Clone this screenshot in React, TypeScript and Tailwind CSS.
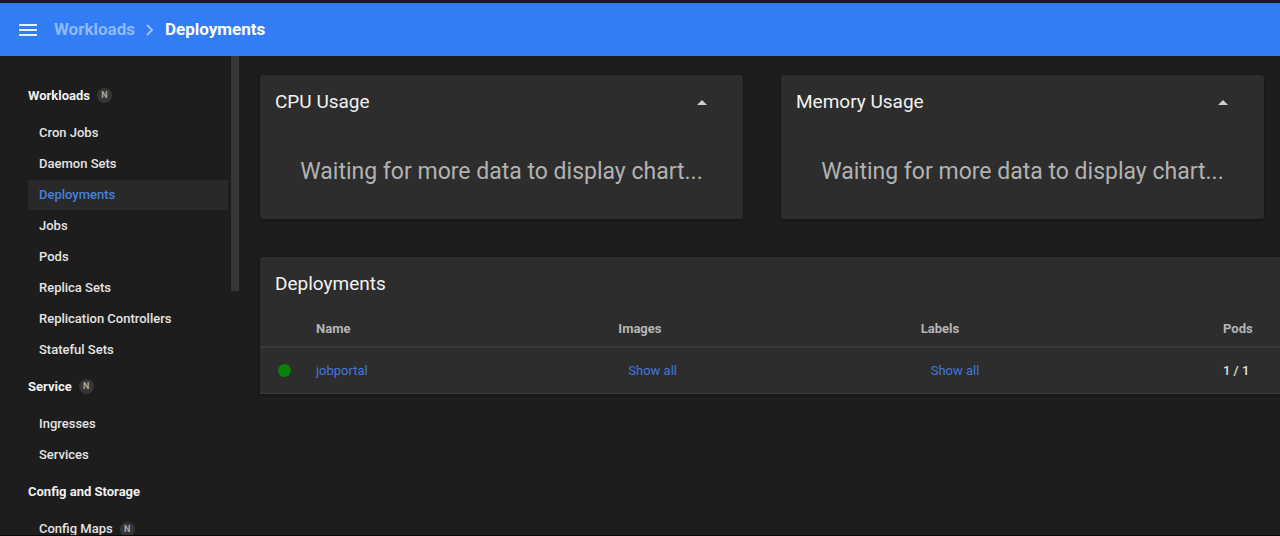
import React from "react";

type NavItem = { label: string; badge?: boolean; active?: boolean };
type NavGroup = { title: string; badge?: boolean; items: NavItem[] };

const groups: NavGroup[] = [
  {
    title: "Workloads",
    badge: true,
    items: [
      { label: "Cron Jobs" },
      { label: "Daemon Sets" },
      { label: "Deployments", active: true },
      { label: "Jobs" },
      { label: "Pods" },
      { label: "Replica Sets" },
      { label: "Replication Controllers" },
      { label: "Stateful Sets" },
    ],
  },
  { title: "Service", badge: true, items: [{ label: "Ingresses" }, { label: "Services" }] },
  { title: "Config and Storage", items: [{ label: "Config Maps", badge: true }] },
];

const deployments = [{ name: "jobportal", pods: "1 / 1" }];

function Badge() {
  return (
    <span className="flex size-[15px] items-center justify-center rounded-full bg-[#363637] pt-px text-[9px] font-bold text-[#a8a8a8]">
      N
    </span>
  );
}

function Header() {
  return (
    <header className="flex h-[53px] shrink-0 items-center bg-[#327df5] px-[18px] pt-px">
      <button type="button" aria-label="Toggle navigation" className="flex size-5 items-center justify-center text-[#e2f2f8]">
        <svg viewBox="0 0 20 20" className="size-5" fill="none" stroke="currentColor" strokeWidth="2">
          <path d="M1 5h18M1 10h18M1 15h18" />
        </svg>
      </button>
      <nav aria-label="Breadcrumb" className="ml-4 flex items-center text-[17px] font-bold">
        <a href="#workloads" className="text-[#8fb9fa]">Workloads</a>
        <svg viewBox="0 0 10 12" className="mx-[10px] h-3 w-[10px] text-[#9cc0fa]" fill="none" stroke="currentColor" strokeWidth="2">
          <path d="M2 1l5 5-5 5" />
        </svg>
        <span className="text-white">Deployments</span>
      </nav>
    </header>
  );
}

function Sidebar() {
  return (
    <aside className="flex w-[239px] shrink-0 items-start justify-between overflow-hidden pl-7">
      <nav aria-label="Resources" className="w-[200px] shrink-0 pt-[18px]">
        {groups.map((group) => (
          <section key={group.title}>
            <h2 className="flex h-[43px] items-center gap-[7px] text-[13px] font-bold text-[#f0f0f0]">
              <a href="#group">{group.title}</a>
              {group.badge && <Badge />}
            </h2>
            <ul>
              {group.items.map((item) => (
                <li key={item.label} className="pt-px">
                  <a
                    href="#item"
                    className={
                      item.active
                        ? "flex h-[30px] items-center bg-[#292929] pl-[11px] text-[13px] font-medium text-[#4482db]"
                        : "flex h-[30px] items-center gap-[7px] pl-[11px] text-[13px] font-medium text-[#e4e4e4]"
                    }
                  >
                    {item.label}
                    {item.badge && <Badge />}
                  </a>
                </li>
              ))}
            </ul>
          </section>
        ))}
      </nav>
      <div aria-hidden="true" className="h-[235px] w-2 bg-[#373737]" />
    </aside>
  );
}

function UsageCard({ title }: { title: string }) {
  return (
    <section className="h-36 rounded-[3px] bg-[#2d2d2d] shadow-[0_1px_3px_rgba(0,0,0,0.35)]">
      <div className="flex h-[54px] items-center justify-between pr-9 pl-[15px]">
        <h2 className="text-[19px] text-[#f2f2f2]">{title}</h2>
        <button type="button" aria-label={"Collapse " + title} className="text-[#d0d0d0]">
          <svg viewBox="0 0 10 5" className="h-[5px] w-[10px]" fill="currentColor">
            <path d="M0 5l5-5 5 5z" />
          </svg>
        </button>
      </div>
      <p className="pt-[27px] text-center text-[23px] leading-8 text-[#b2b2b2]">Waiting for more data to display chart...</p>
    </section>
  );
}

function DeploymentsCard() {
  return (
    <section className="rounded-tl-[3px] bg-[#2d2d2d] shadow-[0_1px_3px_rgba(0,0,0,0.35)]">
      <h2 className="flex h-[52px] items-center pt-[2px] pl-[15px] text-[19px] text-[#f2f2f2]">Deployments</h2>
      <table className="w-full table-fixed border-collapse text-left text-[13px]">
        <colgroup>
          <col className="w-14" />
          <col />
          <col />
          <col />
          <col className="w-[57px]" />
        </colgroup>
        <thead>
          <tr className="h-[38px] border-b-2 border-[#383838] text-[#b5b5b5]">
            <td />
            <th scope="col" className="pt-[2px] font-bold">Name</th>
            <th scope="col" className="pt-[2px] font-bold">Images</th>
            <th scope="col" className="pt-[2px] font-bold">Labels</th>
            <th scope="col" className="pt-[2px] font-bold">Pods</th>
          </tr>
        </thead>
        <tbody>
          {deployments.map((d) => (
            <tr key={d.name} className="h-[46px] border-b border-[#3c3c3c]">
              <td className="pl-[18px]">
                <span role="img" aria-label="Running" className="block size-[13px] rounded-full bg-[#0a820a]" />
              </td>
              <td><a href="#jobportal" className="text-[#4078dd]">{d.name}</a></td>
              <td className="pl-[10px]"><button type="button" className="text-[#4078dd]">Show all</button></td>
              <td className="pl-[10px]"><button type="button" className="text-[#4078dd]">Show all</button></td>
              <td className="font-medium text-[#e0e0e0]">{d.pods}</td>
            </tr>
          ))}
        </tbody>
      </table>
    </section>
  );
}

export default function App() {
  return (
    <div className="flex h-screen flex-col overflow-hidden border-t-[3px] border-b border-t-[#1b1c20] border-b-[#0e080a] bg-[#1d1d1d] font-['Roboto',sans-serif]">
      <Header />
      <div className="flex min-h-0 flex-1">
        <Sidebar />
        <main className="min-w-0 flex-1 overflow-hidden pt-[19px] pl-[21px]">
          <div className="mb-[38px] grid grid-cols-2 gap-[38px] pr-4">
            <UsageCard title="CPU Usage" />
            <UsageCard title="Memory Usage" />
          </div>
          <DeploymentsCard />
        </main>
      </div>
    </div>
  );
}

==================================================

**WRITTEN INSTRUCTION**
Quote the data above in full and without alteration; skip the pictures.

**THE COMPLETED TASK**
Clone this screenshot in React, TypeScript and Tailwind CSS.
import React from "react";

type NavItem = { label: string; badge?: boolean; active?: boolean };
type NavGroup = { title: string; badge?: boolean; items: NavItem[] };

const groups: NavGroup[] = [
  {
    title: "Workloads",
    badge: true,
    items: [
      { label: "Cron Jobs" },
      { label: "Daemon Sets" },
      { label: "Deployments", active: true },
      { label: "Jobs" },
      { label: "Pods" },
      { label: "Replica Sets" },
      { label: "Replication Controllers" },
      { label: "Stateful Sets" },
    ],
  },
  { title: "Service", badge: true, items: [{ label: "Ingresses" }, { label: "Services" }] },
  { title: "Config and Storage", items: [{ label: "Config Maps", badge: true }] },
];

const deployments = [{ name: "jobportal", pods: "1 / 1" }];

function Badge() {
  return (
    <span className="flex size-[15px] items-center justify-center rounded-full bg-[#363637] pt-px text-[9px] font-bold text-[#a8a8a8]">
      N
    </span>
  );
}

function Header() {
  return (
    <header className="flex h-[53px] shrink-0 items-center bg-[#327df5] px-[18px] pt-px">
      <button type="button" aria-label="Toggle navigation" className="flex size-5 items-center justify-center text-[#e2f2f8]">
        <svg viewBox="0 0 20 20" className="size-5" fill="none" stroke="currentColor" strokeWidth="2">
          <path d="M1 5h18M1 10h18M1 15h18" />
        </svg>
      </button>
      <nav aria-label="Breadcrumb" className="ml-4 flex items-center text-[17px] font-bold">
        <a href="#workloads" className="text-[#8fb9fa]">Workloads</a>
        <svg viewBox="0 0 10 12" className="mx-[10px] h-3 w-[10px] text-[#9cc0fa]" fill="none" stroke="currentColor" strokeWidth="2">
          <path d="M2 1l5 5-5 5" />
        </svg>
        <span className="text-white">Deployments</span>
      </nav>
    </header>
  );
}

function Sidebar() {
  return (
    <aside className="flex w-[239px] shrink-0 items-start justify-between overflow-hidden pl-7">
      <nav aria-label="Resources" className="w-[200px] shrink-0 pt-[18px]">
        {groups.map((group) => (
          <section key={group.title}>
            <h2 className="flex h-[43px] items-center gap-[7px] text-[13px] font-bold text-[#f0f0f0]">
              <a href="#group">{group.title}</a>
              {group.badge && <Badge />}
            </h2>
            <ul>
              {group.items.map((item) => (
                <li key={item.label} className="pt-px">
                  <a
                    href="#item"
                    className={
                      item.active
                        ? "flex h-[30px] items-center bg-[#292929] pl-[11px] text-[13px] font-medium text-[#4482db]"
                        : "flex h-[30px] items-center gap-[7px] pl-[11px] text-[13px] font-medium text-[#e4e4e4]"
                    }
                  >
                    {item.label}
                    {item.badge && <Badge />}
                  </a>
                </li>
              ))}
            </ul>
          </section>
        ))}
      </nav>
      <div aria-hidden="true" className="h-[235px] w-2 bg-[#373737]" />
    </aside>
  );
}

function UsageCard({ title }: { title: string }) {
  return (
    <section className="h-36 rounded-[3px] bg-[#2d2d2d] shadow-[0_1px_3px_rgba(0,0,0,0.35)]">
      <div className="flex h-[54px] items-center justify-between pr-9 pl-[15px]">
        <h2 className="text-[19px] text-[#f2f2f2]">{title}</h2>
        <button type="button" aria-label={"Collapse " + title} className="text-[#d0d0d0]">
          <svg viewBox="0 0 10 5" className="h-[5px] w-[10px]" fill="currentColor">
            <path d="M0 5l5-5 5 5z" />
          </svg>
        </button>
      </div>
      <p className="pt-[27px] text-center text-[23px] leading-8 text-[#b2b2b2]">Waiting for more data to display chart...</p>
    </section>
  );
}

function DeploymentsCard() {
  return (
    <section className="rounded-tl-[3px] bg-[#2d2d2d] shadow-[0_1px_3px_rgba(0,0,0,0.35)]">
      <h2 className="flex h-[52px] items-center pt-[2px] pl-[15px] text-[19px] text-[#f2f2f2]">Deployments</h2>
      <table className="w-full table-fixed border-collapse text-left text-[13px]">
        <colgroup>
          <col className="w-14" />
          <col />
          <col />
          <col />
          <col className="w-[57px]" />
        </colgroup>
        <thead>
          <tr className="h-[38px] border-b-2 border-[#383838] text-[#b5b5b5]">
            <td />
            <th scope="col" className="pt-[2px] font-bold">Name</th>
            <th scope="col" className="pt-[2px] font-bold">Images</th>
            <th scope="col" className="pt-[2px] font-bold">Labels</th>
            <th scope="col" className="pt-[2px] font-bold">Pods</th>
          </tr>
        </thead>
        <tbody>
          {deployments.map((d) => (
            <tr key={d.name} className="h-[46px] border-b border-[#3c3c3c]">
              <td className="pl-[18px]">
                <span role="img" aria-label="Running" className="block size-[13px] rounded-full bg-[#0a820a]" />
              </td>
              <td><a href="#jobportal" className="text-[#4078dd]">{d.name}</a></td>
              <td className="pl-[10px]"><button type="button" className="text-[#4078dd]">Show all</button></td>
              <td className="pl-[10px]"><button type="button" className="text-[#4078dd]">Show all</button></td>
              <td className="font-medium text-[#e0e0e0]">{d.pods}</td>
            </tr>
          ))}
        </tbody>
      </table>
    </section>
  );
}

export default function App() {
  return (
    <div className="flex h-screen flex-col overflow-hidden border-t-[3px] border-b border-t-[#1b1c20] border-b-[#0e080a] bg-[#1d1d1d] font-['Roboto',sans-serif]">
      <Header />
      <div className="flex min-h-0 flex-1">
        <Sidebar />
        <main className="min-w-0 flex-1 overflow-hidden pt-[19px] pl-[21px]">
          <div className="mb-[38px] grid grid-cols-2 gap-[38px] pr-4">
            <UsageCard title="CPU Usage" />
            <UsageCard title="Memory Usage" />
          </div>
          <DeploymentsCard />
        </main>
      </div>
    </div>
  );
}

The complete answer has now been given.